## MATERIAL FOR THIS EXERCISE
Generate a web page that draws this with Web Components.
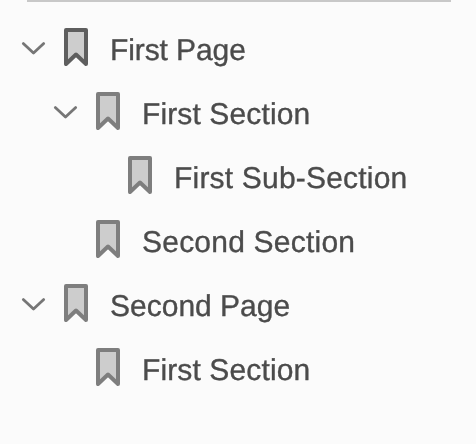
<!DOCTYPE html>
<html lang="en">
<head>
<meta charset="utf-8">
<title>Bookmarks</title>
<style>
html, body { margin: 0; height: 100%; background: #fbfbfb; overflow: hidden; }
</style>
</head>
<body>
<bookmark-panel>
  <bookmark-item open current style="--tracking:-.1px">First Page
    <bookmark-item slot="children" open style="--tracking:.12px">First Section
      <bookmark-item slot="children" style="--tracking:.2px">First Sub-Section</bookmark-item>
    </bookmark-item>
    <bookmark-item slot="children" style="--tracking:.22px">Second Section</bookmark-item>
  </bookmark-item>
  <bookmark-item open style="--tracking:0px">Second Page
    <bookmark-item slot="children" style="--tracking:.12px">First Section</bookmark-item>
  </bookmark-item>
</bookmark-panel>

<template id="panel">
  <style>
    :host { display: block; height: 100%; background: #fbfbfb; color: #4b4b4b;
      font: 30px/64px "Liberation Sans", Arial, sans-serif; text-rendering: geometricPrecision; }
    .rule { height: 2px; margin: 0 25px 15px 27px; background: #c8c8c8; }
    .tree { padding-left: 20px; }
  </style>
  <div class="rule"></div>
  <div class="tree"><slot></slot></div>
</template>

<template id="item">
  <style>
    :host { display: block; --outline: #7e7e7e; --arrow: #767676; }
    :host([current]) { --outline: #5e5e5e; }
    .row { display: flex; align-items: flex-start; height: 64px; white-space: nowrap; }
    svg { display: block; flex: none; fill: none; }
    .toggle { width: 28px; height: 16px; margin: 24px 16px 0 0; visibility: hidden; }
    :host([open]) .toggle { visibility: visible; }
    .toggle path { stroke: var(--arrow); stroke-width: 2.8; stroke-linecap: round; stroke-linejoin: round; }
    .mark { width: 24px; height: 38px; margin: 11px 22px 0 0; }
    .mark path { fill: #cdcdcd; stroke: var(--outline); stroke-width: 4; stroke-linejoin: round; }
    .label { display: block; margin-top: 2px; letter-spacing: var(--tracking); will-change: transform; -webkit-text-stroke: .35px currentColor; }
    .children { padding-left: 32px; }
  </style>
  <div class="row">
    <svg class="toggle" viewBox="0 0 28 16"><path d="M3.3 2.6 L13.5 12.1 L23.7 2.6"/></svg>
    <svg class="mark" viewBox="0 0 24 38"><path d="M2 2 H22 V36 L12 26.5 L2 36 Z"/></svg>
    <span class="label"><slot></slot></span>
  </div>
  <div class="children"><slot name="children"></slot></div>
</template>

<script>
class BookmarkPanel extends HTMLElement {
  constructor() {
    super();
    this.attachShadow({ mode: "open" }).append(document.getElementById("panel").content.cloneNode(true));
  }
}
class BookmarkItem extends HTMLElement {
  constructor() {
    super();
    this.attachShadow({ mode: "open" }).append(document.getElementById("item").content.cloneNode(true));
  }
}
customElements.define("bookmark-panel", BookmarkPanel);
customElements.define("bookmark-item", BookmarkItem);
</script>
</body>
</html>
...
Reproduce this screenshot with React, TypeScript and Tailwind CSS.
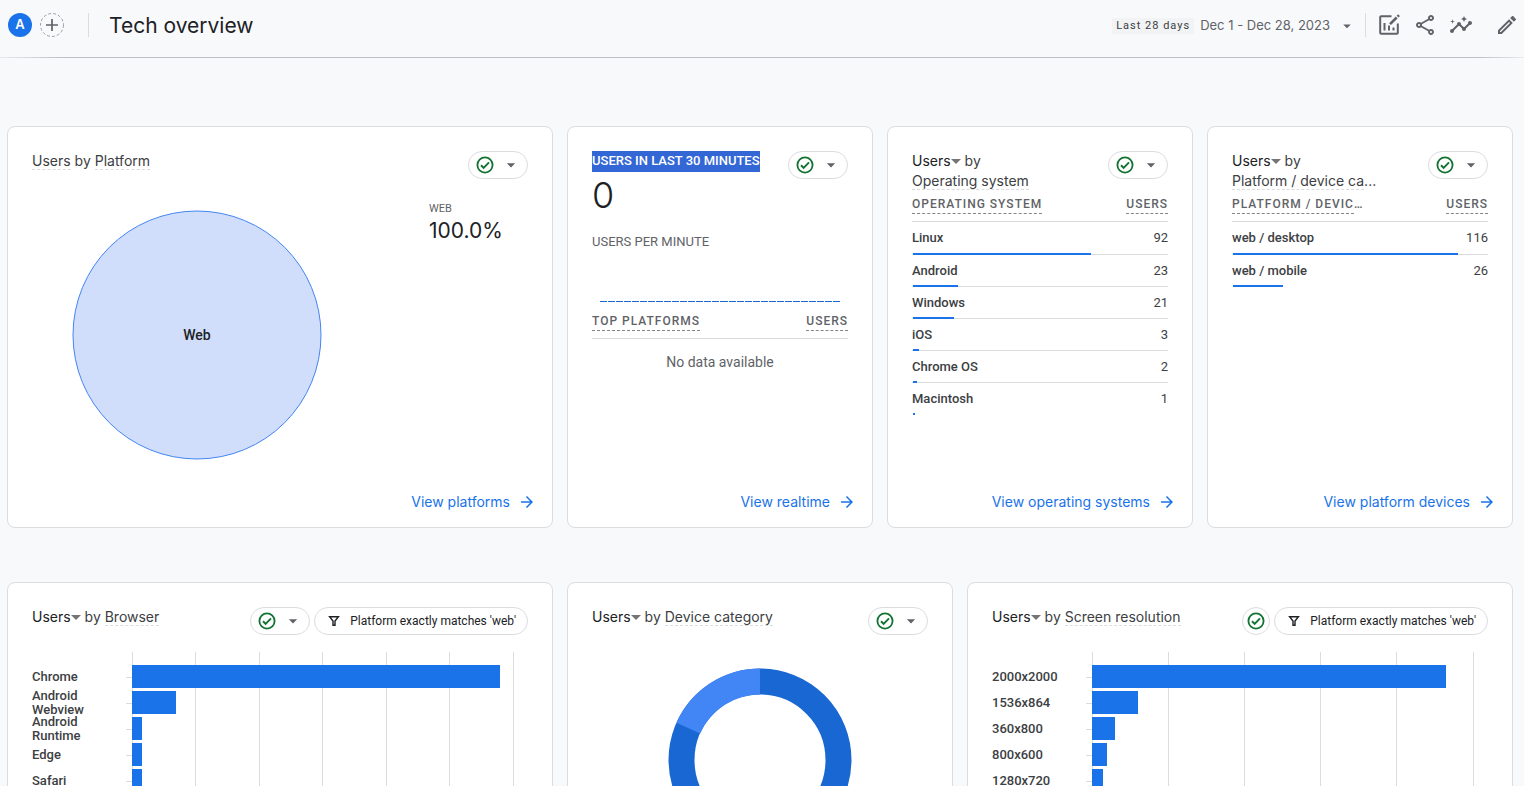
--
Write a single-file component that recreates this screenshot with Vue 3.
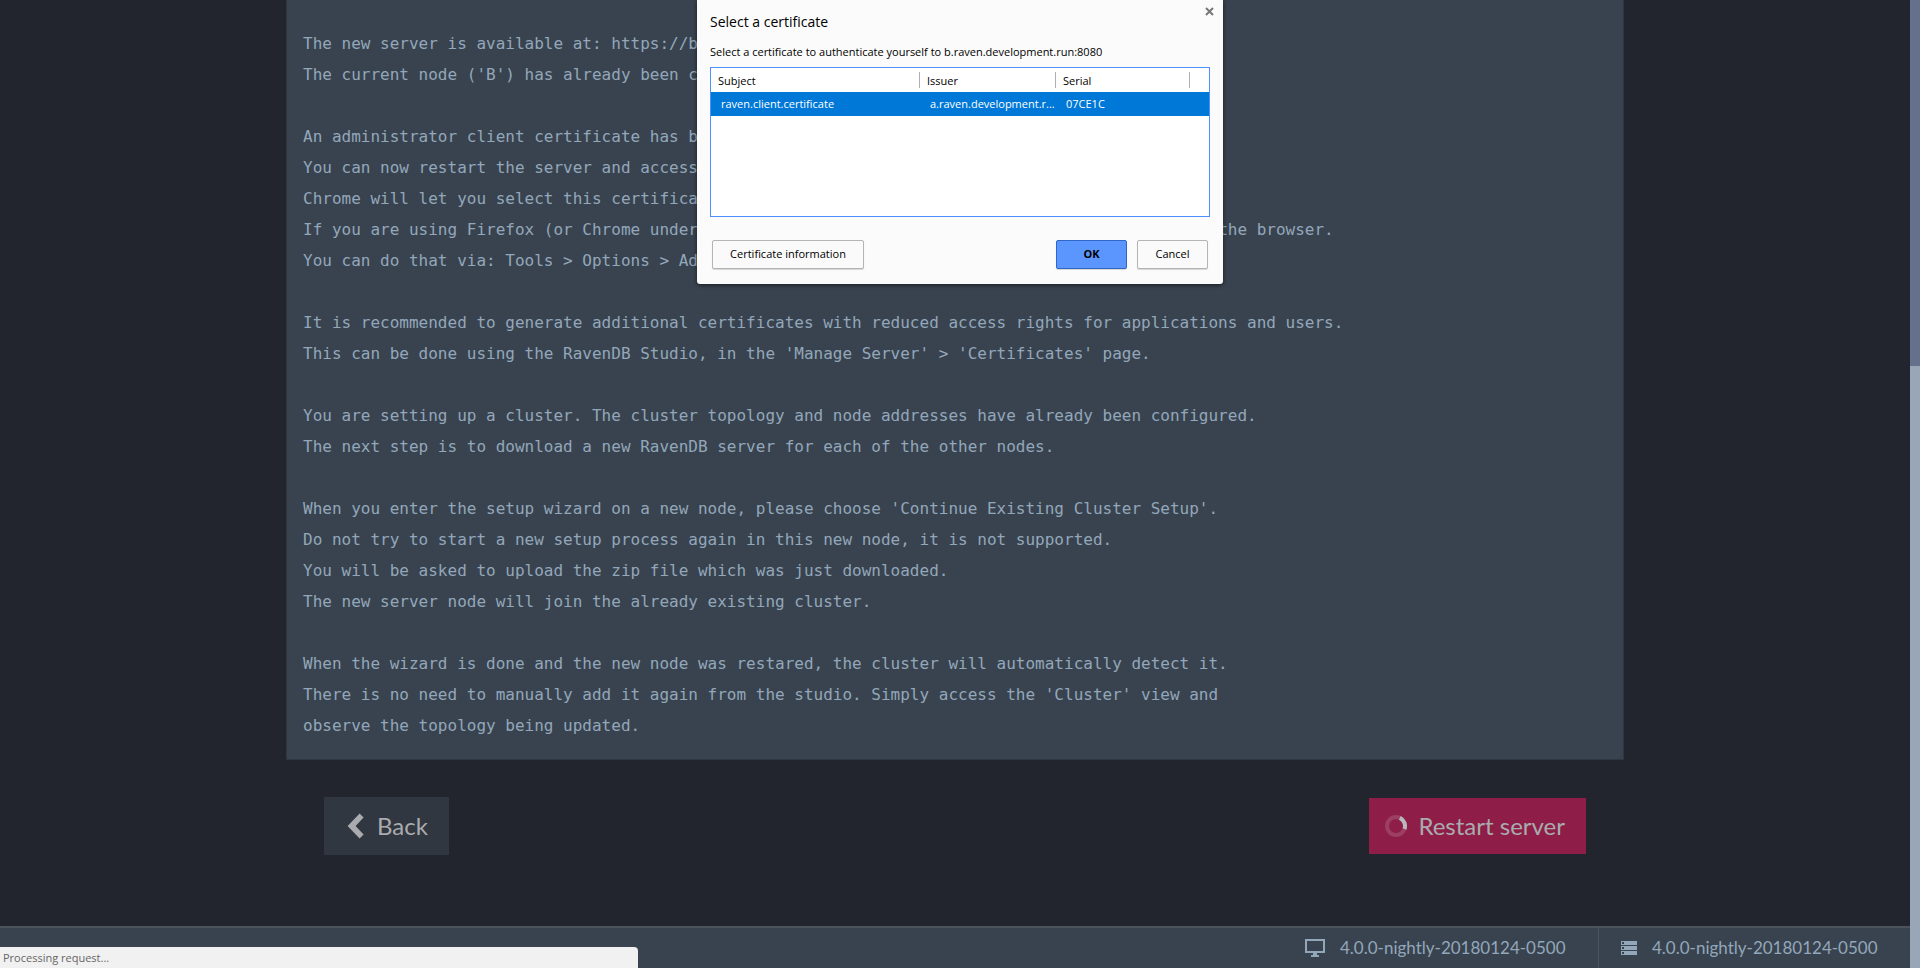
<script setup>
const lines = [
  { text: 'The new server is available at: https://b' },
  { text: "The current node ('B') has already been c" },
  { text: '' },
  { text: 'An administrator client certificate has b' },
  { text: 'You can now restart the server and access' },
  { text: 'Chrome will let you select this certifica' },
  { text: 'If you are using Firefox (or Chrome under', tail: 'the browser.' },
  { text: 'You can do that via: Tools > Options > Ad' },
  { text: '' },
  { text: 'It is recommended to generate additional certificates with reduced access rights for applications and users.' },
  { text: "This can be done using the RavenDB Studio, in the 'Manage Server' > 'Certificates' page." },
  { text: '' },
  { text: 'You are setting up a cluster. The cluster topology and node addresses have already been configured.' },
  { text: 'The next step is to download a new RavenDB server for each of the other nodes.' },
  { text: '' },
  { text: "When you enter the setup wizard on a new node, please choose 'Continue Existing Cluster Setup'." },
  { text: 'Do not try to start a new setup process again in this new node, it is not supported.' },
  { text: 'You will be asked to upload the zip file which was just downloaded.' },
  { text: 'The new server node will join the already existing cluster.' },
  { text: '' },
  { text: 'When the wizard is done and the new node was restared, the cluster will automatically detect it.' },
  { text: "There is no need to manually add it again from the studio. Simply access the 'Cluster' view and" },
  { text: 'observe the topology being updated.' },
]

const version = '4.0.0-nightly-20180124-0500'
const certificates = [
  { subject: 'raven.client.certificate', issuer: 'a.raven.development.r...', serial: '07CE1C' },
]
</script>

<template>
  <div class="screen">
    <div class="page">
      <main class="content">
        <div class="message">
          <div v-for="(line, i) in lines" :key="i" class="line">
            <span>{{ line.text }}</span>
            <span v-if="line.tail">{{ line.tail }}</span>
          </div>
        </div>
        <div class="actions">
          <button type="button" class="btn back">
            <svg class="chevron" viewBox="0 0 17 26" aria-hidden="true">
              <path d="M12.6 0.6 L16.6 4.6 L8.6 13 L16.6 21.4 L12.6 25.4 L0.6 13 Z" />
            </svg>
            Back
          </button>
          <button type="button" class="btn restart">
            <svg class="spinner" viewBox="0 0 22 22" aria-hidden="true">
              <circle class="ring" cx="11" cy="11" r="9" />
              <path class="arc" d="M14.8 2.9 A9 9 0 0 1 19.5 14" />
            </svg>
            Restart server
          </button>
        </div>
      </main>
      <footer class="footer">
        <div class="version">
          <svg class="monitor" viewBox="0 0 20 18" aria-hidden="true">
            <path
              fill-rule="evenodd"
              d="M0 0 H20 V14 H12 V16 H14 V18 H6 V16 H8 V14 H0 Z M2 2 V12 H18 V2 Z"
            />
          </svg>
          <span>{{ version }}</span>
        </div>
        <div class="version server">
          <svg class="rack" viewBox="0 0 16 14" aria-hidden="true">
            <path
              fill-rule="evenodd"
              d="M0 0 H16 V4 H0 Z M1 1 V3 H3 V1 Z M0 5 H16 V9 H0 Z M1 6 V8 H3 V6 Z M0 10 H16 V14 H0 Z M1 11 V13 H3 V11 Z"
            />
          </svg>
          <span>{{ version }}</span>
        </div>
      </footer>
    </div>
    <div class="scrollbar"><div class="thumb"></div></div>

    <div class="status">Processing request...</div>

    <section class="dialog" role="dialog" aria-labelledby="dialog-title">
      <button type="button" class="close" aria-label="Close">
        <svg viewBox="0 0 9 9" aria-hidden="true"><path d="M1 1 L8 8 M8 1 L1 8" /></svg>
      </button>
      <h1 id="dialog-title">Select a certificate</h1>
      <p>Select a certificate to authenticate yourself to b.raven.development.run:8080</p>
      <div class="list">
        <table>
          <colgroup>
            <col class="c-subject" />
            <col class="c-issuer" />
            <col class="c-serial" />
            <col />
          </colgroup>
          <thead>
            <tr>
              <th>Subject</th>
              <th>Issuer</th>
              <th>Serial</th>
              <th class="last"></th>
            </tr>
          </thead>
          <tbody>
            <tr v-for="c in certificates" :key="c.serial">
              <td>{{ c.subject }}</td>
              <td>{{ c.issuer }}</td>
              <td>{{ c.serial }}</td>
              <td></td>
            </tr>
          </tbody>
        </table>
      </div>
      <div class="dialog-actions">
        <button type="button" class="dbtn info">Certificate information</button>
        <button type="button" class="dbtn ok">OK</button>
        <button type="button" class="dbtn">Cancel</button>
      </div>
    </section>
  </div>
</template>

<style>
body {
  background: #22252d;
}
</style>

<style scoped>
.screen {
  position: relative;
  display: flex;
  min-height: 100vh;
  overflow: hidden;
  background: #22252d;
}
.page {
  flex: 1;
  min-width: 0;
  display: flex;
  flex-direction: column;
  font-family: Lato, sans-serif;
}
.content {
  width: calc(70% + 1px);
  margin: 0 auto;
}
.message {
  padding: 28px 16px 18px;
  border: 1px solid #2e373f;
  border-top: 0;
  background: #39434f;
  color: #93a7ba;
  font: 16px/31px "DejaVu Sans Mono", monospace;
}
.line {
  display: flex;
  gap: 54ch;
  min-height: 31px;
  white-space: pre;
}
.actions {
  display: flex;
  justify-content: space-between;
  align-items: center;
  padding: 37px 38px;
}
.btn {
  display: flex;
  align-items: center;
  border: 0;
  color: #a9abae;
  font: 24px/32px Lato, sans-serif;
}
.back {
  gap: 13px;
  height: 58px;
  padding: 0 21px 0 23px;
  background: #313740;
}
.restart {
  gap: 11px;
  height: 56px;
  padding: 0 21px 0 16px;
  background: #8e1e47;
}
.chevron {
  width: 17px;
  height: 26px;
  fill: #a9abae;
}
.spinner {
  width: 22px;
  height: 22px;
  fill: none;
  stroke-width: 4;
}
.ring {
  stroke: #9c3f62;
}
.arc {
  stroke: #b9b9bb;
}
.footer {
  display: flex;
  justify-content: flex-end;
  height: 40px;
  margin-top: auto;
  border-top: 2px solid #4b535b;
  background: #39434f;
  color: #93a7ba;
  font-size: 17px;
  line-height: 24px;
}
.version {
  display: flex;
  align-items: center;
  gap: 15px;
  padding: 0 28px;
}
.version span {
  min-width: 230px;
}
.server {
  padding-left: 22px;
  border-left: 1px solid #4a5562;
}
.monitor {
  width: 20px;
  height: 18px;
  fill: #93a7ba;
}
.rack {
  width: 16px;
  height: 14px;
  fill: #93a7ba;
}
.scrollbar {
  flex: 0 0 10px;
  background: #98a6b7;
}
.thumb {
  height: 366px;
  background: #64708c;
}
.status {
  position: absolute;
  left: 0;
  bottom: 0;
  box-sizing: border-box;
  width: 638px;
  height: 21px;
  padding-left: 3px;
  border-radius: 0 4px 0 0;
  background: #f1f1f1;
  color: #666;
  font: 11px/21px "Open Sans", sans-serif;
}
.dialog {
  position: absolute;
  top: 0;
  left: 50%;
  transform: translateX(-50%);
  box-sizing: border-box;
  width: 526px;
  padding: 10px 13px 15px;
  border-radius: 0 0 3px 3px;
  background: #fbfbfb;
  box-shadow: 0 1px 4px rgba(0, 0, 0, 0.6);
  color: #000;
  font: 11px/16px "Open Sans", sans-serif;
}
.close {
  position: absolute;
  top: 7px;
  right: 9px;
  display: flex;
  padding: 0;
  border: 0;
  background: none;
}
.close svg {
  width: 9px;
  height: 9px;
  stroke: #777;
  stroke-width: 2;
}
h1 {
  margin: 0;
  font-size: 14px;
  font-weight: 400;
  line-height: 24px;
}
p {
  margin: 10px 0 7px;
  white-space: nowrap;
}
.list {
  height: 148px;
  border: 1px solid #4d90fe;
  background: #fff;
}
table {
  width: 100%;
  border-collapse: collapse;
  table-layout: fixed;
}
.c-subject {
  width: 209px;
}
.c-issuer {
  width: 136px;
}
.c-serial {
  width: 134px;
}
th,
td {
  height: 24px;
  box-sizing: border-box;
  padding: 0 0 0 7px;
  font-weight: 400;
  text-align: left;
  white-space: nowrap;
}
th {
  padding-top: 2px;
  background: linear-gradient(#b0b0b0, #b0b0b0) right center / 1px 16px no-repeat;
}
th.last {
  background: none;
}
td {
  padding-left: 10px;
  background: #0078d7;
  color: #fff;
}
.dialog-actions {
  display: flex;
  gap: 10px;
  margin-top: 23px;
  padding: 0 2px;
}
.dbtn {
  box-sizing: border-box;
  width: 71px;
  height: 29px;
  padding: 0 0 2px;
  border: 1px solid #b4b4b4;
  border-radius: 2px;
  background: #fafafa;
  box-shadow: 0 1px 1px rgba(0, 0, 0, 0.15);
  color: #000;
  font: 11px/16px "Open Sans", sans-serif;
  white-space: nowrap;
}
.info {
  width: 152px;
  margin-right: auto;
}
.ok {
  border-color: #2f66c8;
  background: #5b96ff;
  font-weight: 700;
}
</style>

## PROBLEM TO SOLVE
Transcribe, exactly as written, the lines starting at the one with "Generate a web" and ending at the one with "</bookmark-panel>", and nothing more. Pictures are not part of the copy.

## COMPLETED TASK
Generate a web page that draws this with Web Components.
<!DOCTYPE html>
<html lang="en">
<head>
<meta charset="utf-8">
<title>Bookmarks</title>
<style>
html, body { margin: 0; height: 100%; background: #fbfbfb; overflow: hidden; }
</style>
</head>
<body>
<bookmark-panel>
  <bookmark-item open current style="--tracking:-.1px">First Page
    <bookmark-item slot="children" open style="--tracking:.12px">First Section
      <bookmark-item slot="children" style="--tracking:.2px">First Sub-Section</bookmark-item>
    </bookmark-item>
    <bookmark-item slot="children" style="--tracking:.22px">Second Section</bookmark-item>
  </bookmark-item>
  <bookmark-item open style="--tracking:0px">Second Page
    <bookmark-item slot="children" style="--tracking:.12px">First Section</bookmark-item>
  </bookmark-item>
</bookmark-panel>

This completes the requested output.